Data section:
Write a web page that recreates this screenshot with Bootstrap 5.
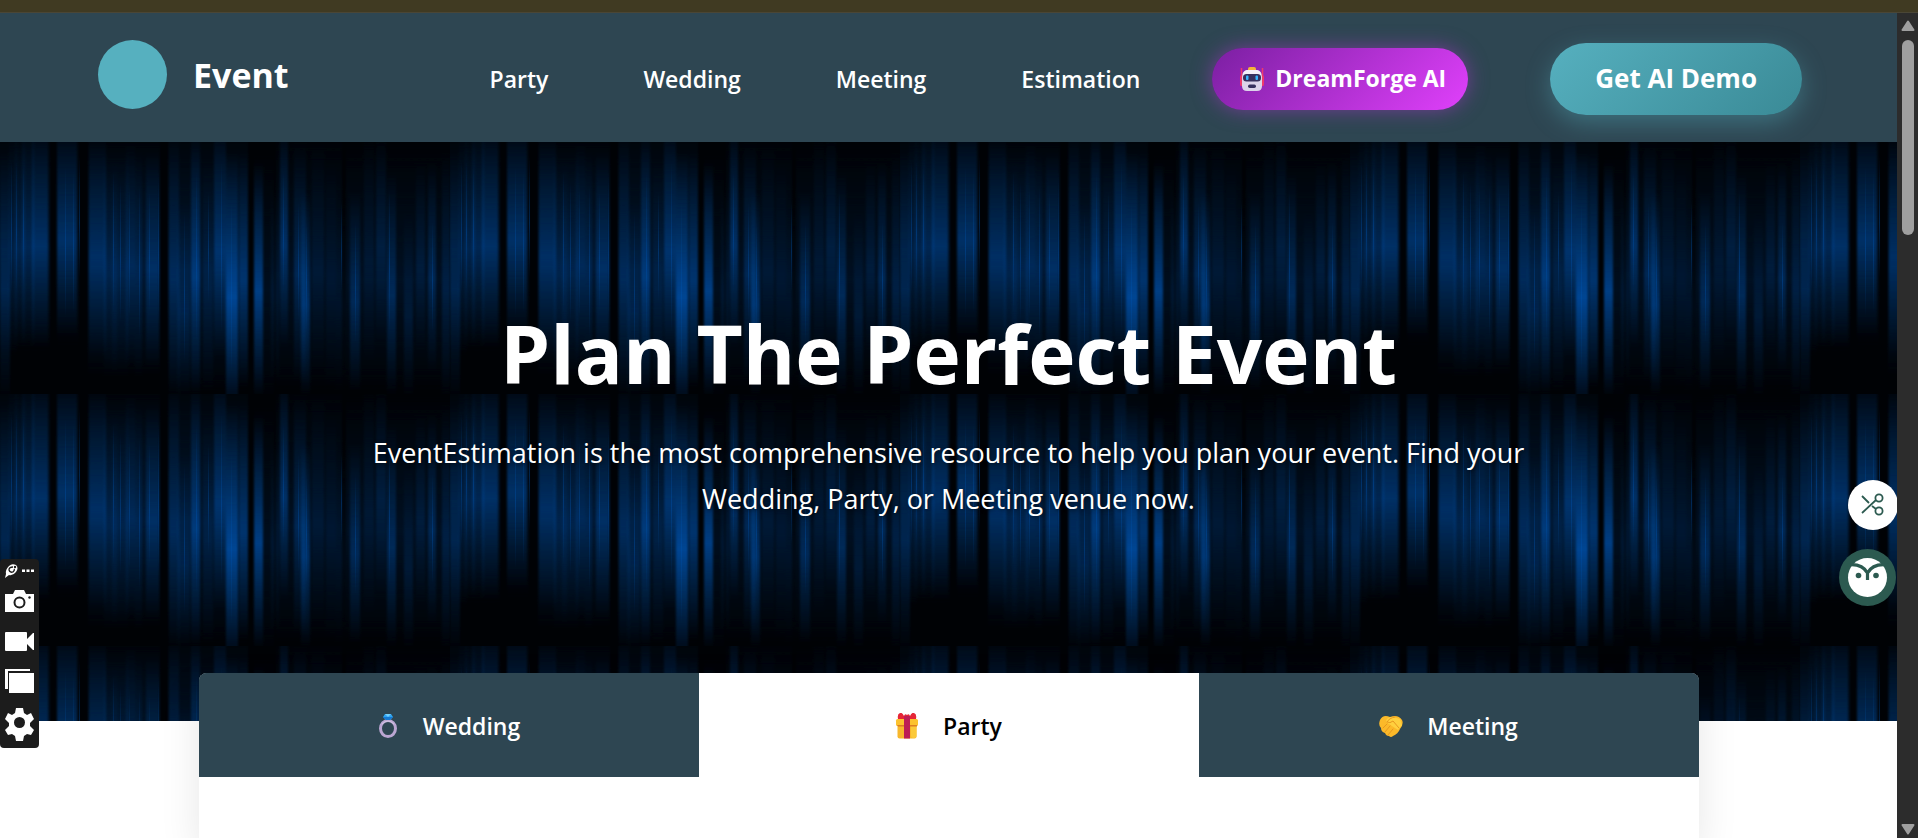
<!DOCTYPE html>
<html lang="en">
<head>
<meta charset="utf-8">
<meta name="viewport" content="width=device-width, initial-scale=1">
<title>Event</title>
<link href="https://cdn.jsdelivr.net/npm/bootstrap@5.3.0/dist/css/bootstrap.min.css" rel="stylesheet">
<style>
  :root { --slate: #2e4652; --teal: #56b0bf; }
  body { font-family: "Open Sans", "Noto Sans", sans-serif; color: #fff; background: #fff; }
  .top-strip { height: 13px; background: #403a22; border-bottom: 1px solid #4a4636; }
  .site-header { background: var(--slate); min-height: 129px; padding: 2px 95px 0 98px; }
  .brand { gap: 26px; padding-bottom: 8px; }
  .logo-dot { width: 69px; height: 69px; border-radius: 50%; background: var(--teal); }
  .logo-text { font-size: 34px; line-height: 48px; font-weight: 700; }
  .main-links { gap: 95px; margin-right: 72px; }
  .main-links a { font-size: 23px; line-height: 36px; font-weight: 600; color: #fff; text-decoration: none; }
  .forge-btn { height: 62px; padding: 0 22px 0 28px; border: 0; border-radius: 31px; gap: 11px; margin-right: 82px;
    font-size: 23px; font-weight: 700; color: #fff;
    background: linear-gradient(135deg, #7b1fa2, #e040fb); box-shadow: 0 0 20px rgba(187, 51, 220, .5); }
  .demo-btn { height: 72px; padding: 0 45px; border: 0; border-radius: 36px; font-size: 26px; font-weight: 700; color: #fff;
    background: linear-gradient(135deg, #56b0bf, #3a8a96); box-shadow: 0 8px 24px rgba(86, 176, 191, .4); }
  .hero { height: 579px; background: #000; padding-top: 161px; }
  .hero h1 { font-size: 80px; line-height: 100px; font-weight: 700; margin-bottom: 27px; }
  .hero p { font-size: 27px; line-height: 46px; max-width: 1200px; text-shadow: 1px 1px 4px rgba(0, 0, 0, .6); }
  .venue-panel { max-width: 1500px; margin-top: -48px; box-shadow: 0 16px 40px rgba(0, 0, 0, .1); border-radius: 8px 8px 0 0; }
  .venue-tabs { height: 104px; border-radius: 8px 8px 0 0; overflow: hidden; background: var(--slate); }
  .venue-tabs button { border: 0; gap: 24px; padding: 2px 0 0; background: var(--slate); color: #fff; font-size: 23px; font-weight: 600; }
  .venue-tabs button.active { background: #fff; color: #000; }
  .scroll-rail { width: 21px; background: #2c2c2c; padding: 7px 0 3px; }
  .scroll-thumb { width: 12px; height: 195px; border-radius: 6px; background: #9f9f9f; margin-top: 9px; }
  .capture-bar { left: 0; top: 546px; width: 39px; height: 189px; background: #1c1c1c; border-radius: 4px; }
  .capture-bar button, .float-btn { border: 0; padding: 0; background: none; line-height: 0; }
  .snip-clip { right: 0; top: 467px; width: 49px; height: 50px; overflow: hidden; }
  .snip-btn { width: 50px; height: 50px; border-radius: 50%; background: #fff; }
  .owl-btn { right: 1px; top: 536px; }
</style>
</head>
<body class="vh-100 overflow-hidden d-flex flex-column">
<div class="top-strip flex-shrink-0"></div>
<div class="d-flex flex-grow-1 overflow-hidden">
  <div class="page-view flex-grow-1 position-relative d-flex flex-column overflow-hidden">
    <header class="site-header d-flex align-items-center flex-shrink-0">
      <div class="brand d-flex align-items-center me-auto">
        <span class="logo-dot"></span>
        <span class="logo-text">Event</span>
      </div>
      <nav class="main-links d-flex">
        <a href="#party">Party</a>
        <a href="#wedding">Wedding</a>
        <a href="#meeting">Meeting</a>
        <a href="#estimation">Estimation</a>
      </nav>
      <button type="button" class="forge-btn d-flex align-items-center">
        <svg width="24" height="24" viewBox="0 0 24 24" aria-hidden="true">
          <path d="M1.500 1v18M22.500 1v18" stroke="#f0396b" stroke-width="1.500"/>
          <rect x="0" y="8" width="4" height="11" rx="2" fill="#f0396b"/><rect x="20" y="8" width="4" height="11" rx="2" fill="#f0396b"/>
          <rect x="8" y="0" width="8" height="5" rx="2" fill="#f3b53a"/>
          <path d="M7 3h10q5 1 5 7v9q0 5-5 5H7q-5 0-5-5v-9q0-6 5-7z" fill="#dcd3ea"/>
          <path d="M7 3h10q4 1 4 5H3q0-4 4-5z" fill="#f5f0fa"/>
          <rect x="3" y="7" width="18" height="7.500" rx="3.500" fill="#37305e"/>
          <rect x="6" y="8.500" width="2.500" height="4.500" rx="1" fill="#35b4ff"/><rect x="15.500" y="8.500" width="2.500" height="4.500" rx="1" fill="#35b4ff"/>
          <rect x="8" y="17.500" width="8" height="3.500" rx="1.700" fill="#37305e"/>
        </svg>
        <span>DreamForge AI</span>
      </button>
      <button type="button" class="demo-btn">Get AI Demo</button>
    </header>

    <section class="hero position-relative flex-shrink-0 text-center">
      <svg class="position-absolute top-0 start-0 w-100 h-100" aria-hidden="true">
        <defs>
          <linearGradient id="fold" x1="0" y1="0" x2="0" y2="1">
            <stop offset="0" stop-color="#004ea8" stop-opacity="0"/>
            <stop offset=".25" stop-color="#004ea0" stop-opacity=".5"/>
            <stop offset=".55" stop-color="#0052ae"/>
            <stop offset=".8" stop-color="#004ea0" stop-opacity=".45"/>
            <stop offset="1" stop-color="#004ea8" stop-opacity="0"/>
          </linearGradient>
          <filter id="soft" x="-5%" y="0" width="110%" height="100%"><feGaussianBlur stdDeviation="1.3 0"/></filter>
          <pattern id="curtain" width="450" height="252" patternUnits="userSpaceOnUse">
            <rect width="450" height="252" fill="#000205"/>
            <g id="folds" filter="url(#soft)"></g>
            <g id="threads"></g>
          </pattern>
        </defs>
        <rect width="100%" height="100%" fill="url(#curtain)"/>
      </svg>
      <div class="position-relative">
        <h1>Plan The Perfect Event</h1>
        <p class="mx-auto mb-0">EventEstimation is the most comprehensive resource to help you plan your event. Find your<br>Wedding, Party, or Meeting venue now.</p>
      </div>
    </section>

    <main class="venue-panel w-100 mx-auto bg-white flex-grow-1 position-relative">
      <div class="venue-tabs d-flex" role="tablist">
        <button type="button" role="tab" class="flex-fill w-100 d-flex align-items-center justify-content-center">
          <svg width="22" height="24" viewBox="0 0 22 24" aria-hidden="true">
            <ellipse cx="11" cy="14.500" rx="7.500" ry="8" fill="none" stroke="#bba6d2" stroke-width="3"/>
            <path d="M5 10q6-6 12 0" fill="none" stroke="#d4c6e4" stroke-width="1"/>
            <path d="M8 0h6l2 3-3 3H9L6 3z" fill="#2fa5f2"/><path d="M8 0h6l-3 3z" fill="#72d0ff"/><path d="M6 3h10l-3 3H9z" fill="#1579d3"/>
          </svg><span>Wedding</span>
        </button>
        <button type="button" role="tab" aria-selected="true" class="active flex-fill w-100 d-flex align-items-center justify-content-center">
          <svg width="24" height="26" viewBox="0 0 24 26" aria-hidden="true">
            <rect x="2.500" y="9" width="19" height="16.500" rx="2" fill="#f8b72c"/>
            <rect x="16" y="10" width="5.500" height="15" rx="2" fill="#fbc93a"/>
            <rect x="1" y="6" width="22" height="7" rx="1.500" fill="#fcc22f"/>
            <path d="M2 12h20v1.500H3z" fill="#dc7e23"/>
            <path d="M12 6Q8 6 3 6 2 1 5 0q2-1 4 3 1-3 3-1 2-2 3 1 2-4 4-3 3 1 2 6z" fill="#e52637"/>
            <rect x="9" y="3" width="6" height="22.500" fill="#bd1d55"/>
          </svg><span>Party</span>
        </button>
        <button type="button" role="tab" class="flex-fill w-100 d-flex align-items-center justify-content-center">
          <svg width="24" height="24" viewBox="0 0 24 24" aria-hidden="true">
            <path d="M1 6Q4 0 11 3q8-3 12 3 2 4-2 9-2 5-7 7-2 2-4 0-3 0-4-3-4-1-4-5-3-3-1-8z" fill="#fcb929"/>
            <path d="M7 8Q7 3 14 3l7 2 2 6-4 5z" fill="#ffd03e"/>
            <path d="M8 8q2-4 8-5M8 8q3 2 6-1l6 7M4 14l4-4M6 18l5-6M9 21l5-6" fill="none" stroke="#e8981f" stroke-width="1" stroke-linecap="round"/>
          </svg><span>Meeting</span>
        </button>
      </div>
    </main>

    <div class="capture-bar position-absolute">
      <div class="d-flex flex-column align-items-center">
        <button type="button" aria-label="Capture tools">
          <svg width="39" height="189" viewBox="0 0 39 189">
            <g fill="#fff">
              <path d="M9 7q3-3 7-1 3 3 0 7-3 4-7 3l-4 3 1-4q-1-4 3-8z"/>
              <path d="M13 8q-4 0-4 3 1 3 4 2 2-2 1-3" fill="none" stroke="#1c1c1c" stroke-width="1.300"/>
              <circle cx="15" cy="8" r="1.200" fill="#1c1c1c"/>
              <path d="M22 10.500h3v2.500h-3zM26.500 10.500h3v2.500h-3zM31 10.500h3v2.500h-3z"/>
              <path d="M5 35h8l2-4h9l2 4h8v18H5z"/>
              <circle cx="19.500" cy="43.500" r="5" fill="none" stroke="#1c1c1c" stroke-width="2"/><circle cx="29.500" cy="38.500" r="1.200" fill="#1c1c1c"/>
              <path d="M6 73h20q1 0 1 1v6l6-6h1v17h-1l-6-6v6q0 1-1 1H6q-1 0-1-1V74q0-1 1-1z"/>
              <path d="M5 110h25v2H8v18H5z"/><path d="M9 114h25v20H9z"/>
              <path d="M16 149h7l1 5 3 2 4-2 3 6-4 4v3l4 4-3 5-4-1-3 2-1 5h-7l-1-5-3-2-4 1-3-5 4-4v-3l-4-4 3-6 4 2 3-2z"/>
              <circle cx="19.500" cy="163.500" r="5.500" fill="#1c1c1c"/>
            </g>
          </svg>
        </button>
      </div>
    </div>
    <div class="snip-clip position-absolute">
      <button type="button" class="float-btn snip-btn" aria-label="Snip">
        <svg width="50" height="50" viewBox="0 0 50 50" fill="none" stroke="#2c5a50" stroke-width="1.800">
          <path d="M14 33L28 20M14 16l7 7M24 26l4 3"/><circle cx="31" cy="18" r="3.600"/><circle cx="31" cy="31" r="3.600"/>
        </svg>
      </button>
    </div>
    <button type="button" class="float-btn owl-btn position-absolute" aria-label="Assistant">
      <svg width="57" height="57" viewBox="0 0 57 57">
        <circle cx="28.500" cy="28.500" r="28.500" fill="#2c5a50"/><circle cx="28.500" cy="28.500" r="19.500" fill="#fff"/>
        <path d="M8 16q15-2 20.500 8V31M49 16q-15-2-20.500 8" fill="none" stroke="#2c5a50" stroke-width="3.200"/>
        <circle cx="19.500" cy="26.500" r="2.800" fill="#2c5a50"/><circle cx="37" cy="26.500" r="2.800" fill="#2c5a50"/>
      </svg>
    </button>
  </div>

  <div class="scroll-rail flex-shrink-0 d-flex flex-column align-items-center">
    <svg width="14" height="11" viewBox="0 0 14 11" aria-hidden="true"><path d="M7 1.500L12.500 10h-11z" fill="#9f9f9f" stroke="#9f9f9f" stroke-width="2" stroke-linejoin="round"/></svg>
    <div class="scroll-thumb"></div>
    <svg class="mt-auto" width="14" height="11" viewBox="0 0 14 11" aria-hidden="true"><path d="M7 9.500L12.500 1h-11z" fill="#9f9f9f" stroke="#9f9f9f" stroke-width="2" stroke-linejoin="round"/></svg>
  </div>
</div>
<script src="https://cdn.jsdelivr.net/npm/bootstrap@5.3.0/dist/js/bootstrap.bundle.min.js"></script>
<script>
  // Curtain folds: x, width, top, height, strength. Wide washes first, then the narrow pleats.
  const folds = [
    [-4,54,-20,230,.22],[57,22,-20,225,.15],[88,72,-10,245,.28],[168,80,-20,270,.25],[254,20,10,250,.15],[276,66,-10,260,.17],[346,54,0,250,.17],[400,52,0,250,.17],
    [0,10,10,250,.35],[9,8,-10,225,.2],[15,10,-10,215,.25],[22,12,-20,225,.3],[32,16,-20,225,.45],[57,20,-20,215,.5],[89,17,-10,225,.4],[104,24,10,225,.2],
    [112,5,20,210,.15],[126,9,0,225,.3],[135,7,10,225,.25],[146,13,10,215,.4],[169,10,-10,270,.35],[178,12,60,200,.3],[191,9,-10,265,.6],[203,10,20,230,.2],
    [214,12,-20,235,.5],[226,12,10,265,.8],[239,9,10,235,.5],[254,9,20,235,.7],[271,8,50,190,.15],[280,8,-20,225,.5],
    [294,12,0,240,.35],[301,9,50,205,.5],[312,12,0,230,.15],[326,10,20,225,.12],[336,10,60,190,.1],[350,10,50,200,.4],
    [364,10,-10,230,.15],[376,10,-10,210,.25],[387,9,30,225,.4],[404,9,70,190,.2],[416,9,20,190,.2],[428,8,20,210,.35],[442,8,10,250,.25]
  ];
  const threads = [[11,20,130],[16,20,130],[23,25,120],[65,25,150],[73,30,140],[79,15,120],[113,30,140],[120,40,140],[129,45,130],[139,45,150],[149,50,120],[158,30,150],[184,70,150],[196,30,170],[208,50,110],[221,20,170],[231,60,170],[283,30,120],[298,60,120],[306,80,110],[341,60,90],[355,80,120],[389,50,140],[432,80,110]];
  const draw = (id, x, y, w, h, o) => {
    const r = document.createElementNS("http://www.w3.org/2000/svg", "rect");
    Object.entries({ x, y, width: w, height: h, opacity: o, fill: "url(#fold)" }).forEach(([k, v]) => r.setAttribute(k, v));
    document.getElementById(id).appendChild(r);
  };
  folds.forEach(([x, w, y, h, o]) => draw("folds", x, y, w, h, o));
  threads.forEach(([x, y, h]) => draw("threads", x, y, 1, h, .4));
</script>
</body>
</html>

Set exercise: Scan the lines for the string "page". Copy out each line that matches.

Full solution:
Write a web page that recreates this screenshot with Bootstrap 5.
  <div class="page-view flex-grow-1 position-relative d-flex flex-column overflow-hidden">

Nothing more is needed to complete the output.